## START
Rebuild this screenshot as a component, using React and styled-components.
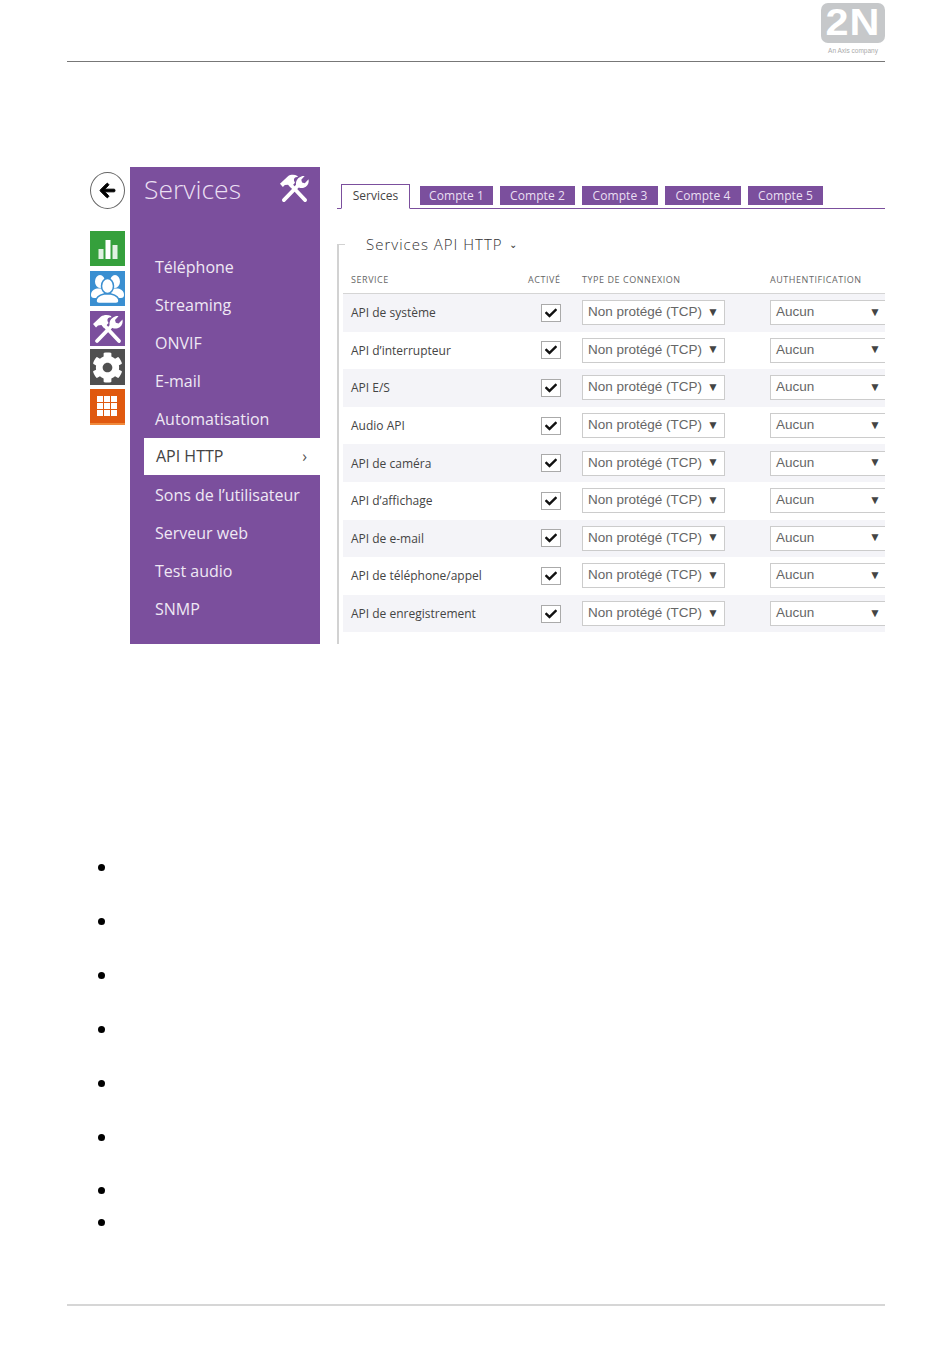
import React from 'react'
import styled, { createGlobalStyle } from 'styled-components'
import { FaArrowLeft, FaCheck, FaCog } from 'react-icons/fa'

const PURPLE = '#7b4f9d'

const GlobalStyle = createGlobalStyle`
  html, body {
    margin: 0;
    padding: 0;
    background: #fff;
  }
  body {
    font-family: 'Open Sans', 'Liberation Sans', sans-serif;
  }
`

const menu = [
  'Téléphone',
  'Streaming',
  'ONVIF',
  'E-mail',
  'Automatisation',
  'API HTTP',
  'Sons de l’utilisateur',
  'Serveur web',
  'Test audio',
  'SNMP',
]

const tabs = [
  { label: 'Services', width: 69 },
  { label: 'Compte 1', width: 73 },
  { label: 'Compte 2', width: 75 },
  { label: 'Compte 3', width: 76 },
  { label: 'Compte 4', width: 76 },
  { label: 'Compte 5', width: 75 },
]

const services = [
  'API de système',
  'API d’interrupteur',
  'API E/S',
  'Audio API',
  'API de caméra',
  'API d’affichage',
  'API de e-mail',
  'API de téléphone/appel',
  'API de enregistrement',
]

const bullets = [54, 54, 54, 54, 54, 53, 32, 0]

const ToolsIcon = ({ size }) => (
  <svg width={size} height={size} viewBox='0 0 32 32' fill='#fff'>
    {/* hammer */}
    <path d='M11.500 11.500 27 28' stroke='#fff' strokeWidth='3.800' strokeLinecap='round' />
    <path d='M1 11 9 3.500C12 1.500 16 1.500 19 3l.5 1.200C16.500 4 15 5.500 15.500 8l1 2-4.500 5-2.500-3-3.500.5L4 14.500Z' />
    {/* wrench */}
    <path d='M5 28 20 12.500' stroke='#fff' strokeWidth='3.800' strokeLinecap='round' />
    <path d='M18 13.500c-1.500-4 .5-8.500 5-10 1.500-.5 2.500-.5 3.500-.3L23 7l.8 2.800 2.800.7 3.900-4c.6 3 -.3 6-2.800 7.700-2.300 1.600-5 1.700-7.200.8Z' />
  </svg>
)

const UsersIcon = () => (
  <svg width='33' height='30' viewBox='0 0 33 30' fill='#fff'>
    <ellipse cx='9' cy='7.500' rx='5' ry='6.500' />
    <path d='M0 21c0-4 3-6 6-6.500h6L14 24H3c-2 0-3-1-3-3Z' />
    <ellipse cx='24' cy='7.500' rx='5' ry='6.500' />
    <path d='M33 21c0-4-3-6-6-6.500h-6L19 24h11c2 0 3-1 3-3Z' />
    <ellipse cx='16.500' cy='12' rx='6' ry='7.500' stroke='#3a8fd1' strokeWidth='1.500' />
    <path d='M5 27c0-4 4-6 8-7h7c4 1 8 3 8 7 0 1.500-1 2.500-3 2.500H8c-2 0-3-1-3-2.500Z' stroke='#3a8fd1' strokeWidth='1.500' />
  </svg>
)

const BarsIcon = () => (
  <svg width='20' height='20' viewBox='0 0 20 20' fill='#fff'>
    <rect x='0.500' y='10' width='5' height='10' opacity='0.850' />
    <rect x='7.500' y='1' width='5' height='19' />
    <rect x='14.500' y='6' width='5' height='14' opacity='0.850' />
  </svg>
)

const GridIcon = () => (
  <svg width='21' height='20' viewBox='0 0 21 20' fill='#fff'>
    {[0, 7, 14].map((y) =>
      [0, 7, 14].map((x) => <rect key={`${x}-${y}`} x={x} y={y} width='6' height='6' />)
    )}
  </svg>
)

const App = () => {
  return (
    <Page>
      <GlobalStyle />
      <Header>
        <LogoWrap>
          <Logo>
            <LogoMark>2N</LogoMark>
          </Logo>
          <LogoText>An Axis company</LogoText>
        </LogoWrap>
      </Header>

      <Shot>
        <Rail>
          <BackButton>
            <BackArrow />
          </BackButton>
          <Tile $bg='#35a03c' $mt={22}>
            <BarsIcon />
          </Tile>
          <Tile $bg='#3a8fd1' $mt={5}>
            <UsersIcon />
          </Tile>
          <Tile $bg={PURPLE} $mt={5}>
            <ToolsIcon size={32} />
          </Tile>
          <Tile $bg='#505050' $mt={3} $h={36}>
            <FaCog size={31} color='#fff' />
          </Tile>
          <Tile $bg='#e0590f' $mt={4} $h={36} $edge='#f08a3c'>
            <GridIcon />
          </Tile>
        </Rail>

        <Sidebar>
          <SideHead>
            <SideTitle>Services</SideTitle>
            <ToolsIcon size={31} />
          </SideHead>
          <Menu>
            {menu.map((item) => (
              <MenuItem key={item} $active={item === 'API HTTP'}>
                {item}
                {item === 'API HTTP' && <Chevron>›</Chevron>}
              </MenuItem>
            ))}
          </Menu>
        </Sidebar>

        <Content>
          <Tabs>
            {tabs.map((tab, i) => (
              <Tab key={tab.label} $active={i === 0} $w={tab.width}>
                {tab.label}
              </Tab>
            ))}
          </Tabs>

          <Frame>
            <SectionTitle>
              Services API HTTP <Caret>⌄</Caret>
            </SectionTitle>
            <HeadRow>
              <span>Service</span>
              <span>Activé</span>
              <span>Type de connexion</span>
              <span>Authentification</span>
            </HeadRow>
            {services.map((name, i) => (
              <Row key={name} $shaded={i % 2 === 0}>
                <ServiceName>{name}</ServiceName>
                <CheckBox>
                  <FaCheck size={12} color='#111' />
                </CheckBox>
                <Select>
                  Non protégé (TCP)
                  <Arrow>▼</Arrow>
                </Select>
                <Select $cut>
                  Aucun
                  <Arrow>▼</Arrow>
                </Select>
              </Row>
            ))}
          </Frame>
        </Content>
      </Shot>

      <BulletList>
        {bullets.map((gap, i) => (
          <Bullet key={i} $gap={gap} />
        ))}
      </BulletList>

      <Footer />
    </Page>
  )
}

const Page = styled.div`
  width: 950px;
  height: 1369px;
  display: flex;
  flex-direction: column;
  overflow: hidden;
`

const Header = styled.header`
  height: 58px;
  margin: 0 65px 0 67px;
  padding-top: 3px;
  border-bottom: 1px solid #777;
  display: flex;
  justify-content: flex-end;
`

const LogoWrap = styled.div`
  width: 64px;
  display: flex;
  flex-direction: column;
  align-items: center;
`

const Logo = styled.div`
  width: 64px;
  height: 40px;
  border-radius: 7px;
  background: #c6c8ca;
  display: flex;
  align-items: center;
  justify-content: center;
`

const LogoMark = styled.span`
  color: #fff;
  font-family: 'Liberation Sans', sans-serif;
  font-weight: 700;
  font-size: 36px;
  line-height: 40px;
  letter-spacing: 1px;
  transform: scaleX(1.15);
`

const LogoText = styled.div`
  margin-top: 3px;
  font-family: 'Liberation Sans', sans-serif;
  font-size: 6.5px;
  line-height: 9px;
  color: #aaa;
  white-space: nowrap;
`

const Shot = styled.section`
  margin: 105px 65px 0 90px;
  height: 477px;
  display: flex;
`

const Rail = styled.div`
  width: 35px;
  margin-right: 5px;
  padding-top: 5px;
  display: flex;
  flex-direction: column;
`

const BackButton = styled.div`
  width: 33px;
  height: 35px;
  border: 1px solid #666;
  border-radius: 50%;
  display: flex;
  align-items: center;
  justify-content: center;
`

const BackArrow = styled(FaArrowLeft)`
  width: 17px;
  height: 17px;
  color: #000;
  stroke: #000;
  stroke-width: 30px;
`

const Tile = styled.div`
  width: 35px;
  height: ${(p) => p.$h || 35}px;
  margin-top: ${(p) => p.$mt}px;
  background: ${(p) => p.$bg};
  display: flex;
  align-items: center;
  justify-content: center;
  box-sizing: border-box;
  border-bottom: ${(p) => (p.$edge ? `2px solid ${p.$edge}` : 'none')};
`

const Sidebar = styled.nav`
  width: 190px;
  background: ${PURPLE};
  flex-shrink: 0;
`

const SideHead = styled.div`
  height: 81px;
  padding: 6px 10px 0 14px;
  box-sizing: border-box;
  display: flex;
  justify-content: space-between;
  align-items: flex-start;
`

const SideTitle = styled.h1`
  margin: 0;
  font-size: 26.500px;
  line-height: 32px;
  font-weight: 300;
  color: #eadff2;
`

const Menu = styled.ul`
  list-style: none;
  margin: 0;
  padding: 0;
`

const MenuItem = styled.li`
  height: ${(p) => (p.$active ? 37 : 38)}px;
  margin: ${(p) => (p.$active ? '0 0 1px 14px' : '0')};
  padding: 0 13px ${(p) => (p.$active ? 2 : 0)}px ${(p) => (p.$active ? 12 : 25)}px;
  box-sizing: border-box;
  display: flex;
  align-items: center;
  justify-content: space-between;
  font-size: 16px;
  color: ${(p) => (p.$active ? '#444' : '#efe8f4')};
  background: ${(p) => (p.$active ? '#fff' : 'transparent')};
`

const Chevron = styled.span`
  font-size: 16px;
  color: #555;
`

const Content = styled.div`
  flex: 1;
  min-width: 0;
  margin-left: 17px;
  display: flex;
  flex-direction: column;
`

const Tabs = styled.div`
  height: 24px;
  margin-top: 17px;
  padding-left: 4px;
  border-bottom: 1px solid ${PURPLE};
  display: flex;
  align-items: flex-start;
  gap: 7px;
`

const Tab = styled.div`
  width: ${(p) => p.$w}px;
  height: ${(p) => (p.$active ? 25 : 19)}px;
  margin-top: ${(p) => (p.$active ? 0 : 2)}px;
  margin-right: ${(p) => (p.$active ? 3 : 0)}px;
  box-sizing: border-box;
  text-align: center;
  font-size: 12px;
  line-height: ${(p) => (p.$active ? 22 : 19)}px;
  letter-spacing: ${(p) => (p.$active ? 0 : 0.1)}px;
  color: ${(p) => (p.$active ? '#444' : '#eadff2')};
  background: ${(p) => (p.$active ? '#fff' : PURPLE)};
  border: ${(p) => (p.$active ? `1px solid ${PURPLE}` : 'none')};
  border-bottom-color: #fff;
  position: relative;
  z-index: 1;
`

const Frame = styled.div`
  margin-top: 35px;
  flex: 1;
  border-left: 2px solid #d2d2d2;
  position: relative;
  padding-left: 4px;
  &::before {
    content: '';
    position: absolute;
    left: 0;
    top: 0;
    width: 6px;
    height: 1px;
    background: #d2d2d2;
  }
`

const SectionTitle = styled.h2`
  margin: -10px 0 0;
  height: 31px;
  padding-left: 23px;
  font-size: 15px;
  line-height: 20px;
  font-weight: 300;
  letter-spacing: 1px;
  color: #333;
`

const Caret = styled.span`
  font-size: 10px;
  margin-left: 2px;
  vertical-align: 2px;
`

const cols = `
  display: grid;
  grid-template-columns: 177px 54px 188px 115px;
  padding-left: 8px;
  align-items: center;
`

const HeadRow = styled.div`
  ${cols}
  height: 29px;
  border-bottom: 1px solid #d5d5d5;
  box-sizing: border-box;
  font-size: 9px;
  letter-spacing: 0.55px;
  text-transform: uppercase;
  color: #666;
  white-space: nowrap;
`

const Row = styled.div`
  ${cols}
  height: 37.6px;
  background: ${(p) => (p.$shaded ? '#f4f4f8' : '#fff')};
`

const ServiceName = styled.span`
  font-size: 12px;
  color: #444;
`

const CheckBox = styled.div`
  width: 18px;
  height: 16px;
  margin-left: 13px;
  border: 1px solid #aaa;
  background: #fff;
  display: flex;
  align-items: center;
  justify-content: center;
`

const Select = styled.div`
  width: ${(p) => (p.$cut ? 115 : 143)}px;
  height: 25px;
  box-sizing: border-box;
  padding: 0 ${(p) => (p.$cut ? 4 : 5)}px 2px 5px;
  background: #fff;
  border: 1px solid #ccc;
  border-right: ${(p) => (p.$cut ? 'none' : '1px solid #ccc')};
  font-family: 'Liberation Sans', sans-serif;
  font-size: 13.500px;
  color: #666;
  display: flex;
  align-items: center;
  justify-content: space-between;
`

const Arrow = styled.span`
  font-size: 12px;
  color: #444;
`

const BulletList = styled.ul`
  list-style: none;
  margin: 220px 0 0 98px;
  padding: 0;
`

const Bullet = styled.li`
  width: 7px;
  height: 7px;
  border-radius: 50%;
  background: #000;
  margin-bottom: ${(p) => (p.$gap ? p.$gap - 7 : 0)}px;
`

const Footer = styled.footer`
  margin: 78px 65px 0 67px;
  border-top: 2px solid #d6d6d6;
`

export default App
## END
### Work to be completed
Repeat, exactly and in full, each line from the start of the data to the line that contains "const PURPLE = '#7b4f9d'". Pictures do not go in.

### Response to the exercise
Rebuild this screenshot as a component, using React and styled-components.
import React from 'react'
import styled, { createGlobalStyle } from 'styled-components'
import { FaArrowLeft, FaCheck, FaCog } from 'react-icons/fa'

const PURPLE = '#7b4f9d'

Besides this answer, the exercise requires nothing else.